The other thing that is happening is the transcription file (voices.xml) is being parsed and made
ready to be displayed. I've set the max words shown to 1500. Increase that number if you choose.
You'll see displayed on the left a timecode starting at 00:00:00. To the right are 20 words.
Next line is another timecode, and another 20 words, and so it goes.
The timecode, as well as the words are clickable and will move the playhead of Media Player
Classic to the corresponding timecode.
So it's really easy to click around a document and then immediately hear the audio from that spot
in the transcription.
The down side is the transcription is SO off the mark, it's useless. I couldn't make heads or
tails of what I was seeing.
----
About the code:
I've got a few thing in there that would change the size or colour of the font according to the
confidence level of the transcription. Trouble words would be reder or taller than the more
accurate greener and smaller words. I ran into a few odd tag structures in one of my larger .xml
files and was getting errors parsing the confidence data, so I disabled this feature.
Confidence is always at at 40.
There is no feedback from Media Player Classic as to where it is in a document. I've not figured
out all the communication back & forths on this yet. What should happen is each word is
highlighted as it gets played out.
Time is only accurate to the second, since I'm not sure of any precise way of setting the
playhead.

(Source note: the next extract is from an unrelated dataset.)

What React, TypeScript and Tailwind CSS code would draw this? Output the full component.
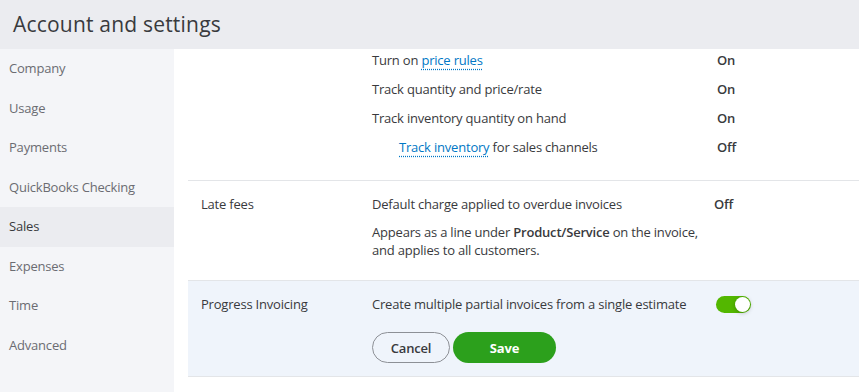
import { useState } from "react";

const navItems = [
  "Company",
  "Usage",
  "Payments",
  "QuickBooks Checking",
  "Sales",
  "Expenses",
  "Time",
  "Advanced",
];

function Link({ children }: { children: React.ReactNode }) {
  return (
    <span className="text-[#0077c5] underline decoration-dotted decoration-[#0077c5] underline-offset-[4px]">
      {children}
    </span>
  );
}

function Toggle({ on, onChange }: { on: boolean; onChange: () => void }) {
  return (
    <button
      onClick={onChange}
      className={`relative h-[17px] w-[35px] rounded-full ${on ? "bg-[#53b700]" : "bg-[#babec5]"}`}
    >
      <span
        className={`absolute top-[1px] h-[15px] w-[15px] rounded-full bg-white shadow-[0_1px_4px_rgba(0,0,0,0.25)] ${on ? "right-[1px]" : "left-[1px]"}`}
      />
    </button>
  );
}

export default function App() {
  const [progress, setProgress] = useState(true);
  const active = "Sales";

  const inventoryRows = [
    { text: <>Turn on <Link>price rules</Link></>, value: "On", indent: false },
    { text: <>Track quantity and price/rate</>, value: "On", indent: false },
    { text: <>Track inventory quantity on hand</>, value: "On", indent: false },
    { text: <><Link>Track inventory</Link> for sales channels</>, value: "Off", indent: true },
  ];

  return (
    <div className="flex h-[392px] w-[859px] flex-col overflow-hidden bg-white font-['Open_Sans',sans-serif] text-[13px] tracking-[-0.2px] text-[#393a3d]">
      <div className="flex h-[49px] shrink-0 items-center bg-[#ebecf0] pl-[13px]">
        <h1 className="text-[21px] leading-none tracking-[0.2px] text-[#393a3d]">Account and settings</h1>
      </div>

      <div className="flex min-h-0 flex-1">
        <nav className="flex w-[174px] shrink-0 flex-col bg-[#f4f5f8]">
          {navItems.map((item) => (
            <div
              key={item}
              className={`flex h-[39.5px] items-center pl-[9px] ${
                item === active ? "bg-[#ebecf0] text-[#393a3d]" : "text-[#6b6c72]"
              }`}
            >
              {item}
            </div>
          ))}
        </nav>

        <main className="flex-1 pl-[14px]">
          {/* inventory */}
          <div className="-mt-[3px] border-b border-[#e3e5e8] pb-[18px]">
            {inventoryRows.map((row, i) => (
              <div key={i} className="flex h-[29px] items-center">
                <div className="w-[184px] shrink-0" />
                <div className={`w-[345px] shrink-0 ${row.indent ? "pl-[27px]" : ""}`}>{row.text}</div>
                <div className="font-semibold">{row.value}</div>
              </div>
            ))}
          </div>

          {/* late fees */}
          <div className="flex border-b border-[#e3e5e8] pb-[21px] pt-[14px] leading-[18px]">
            <div className="w-[184px] shrink-0 pl-[13px]">Late fees</div>
            <div className="w-[342px] shrink-0">
              <div>Default charge applied to overdue invoices</div>
              <div className="mt-[10px]">
                Appears as a line under <span className="font-semibold">Product/Service</span> on the invoice,
                <br />
                and applies to all customers.
              </div>
            </div>
            <div className="font-semibold">Off</div>
          </div>

          {/* progress invoicing */}
          <div className="flex border-b border-[#e3e5e8] bg-[#eff4fb] pb-[13px] pt-[14px] leading-[18px]">
            <div className="w-[184px] shrink-0 pl-[13px]">Progress Invoicing</div>
            <div className="flex-1">
              <div className="flex items-center">
                <div className="w-[344px] shrink-0">Create multiple partial invoices from a single estimate</div>
                <Toggle on={progress} onChange={() => setProgress(!progress)} />
              </div>
              <div className="mt-[19px] flex gap-[3px]">
                <button className="h-[31px] w-[78px] rounded-full border border-[#8d9096] font-semibold text-[#393a3d]">
                  Cancel
                </button>
                <button className="h-[31px] w-[103px] rounded-full bg-[#2ca01c] font-bold text-white">
                  Save
                </button>
              </div>
            </div>
          </div>
        </main>
      </div>
    </div>
  );
}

The metadata gives you millisecond accuracy, but that gets reduced by a factor of 1000
so Media Player Classic can be told where to skip to (expects times as '00:00:00').
Would be sweet to edit the words, delete them, do those things that can be done in Soundbooth.
As I said, the XML parsing is rough and prone to errors. And if you changed any of the words, not
sure how to turn all that data back into an .XML file.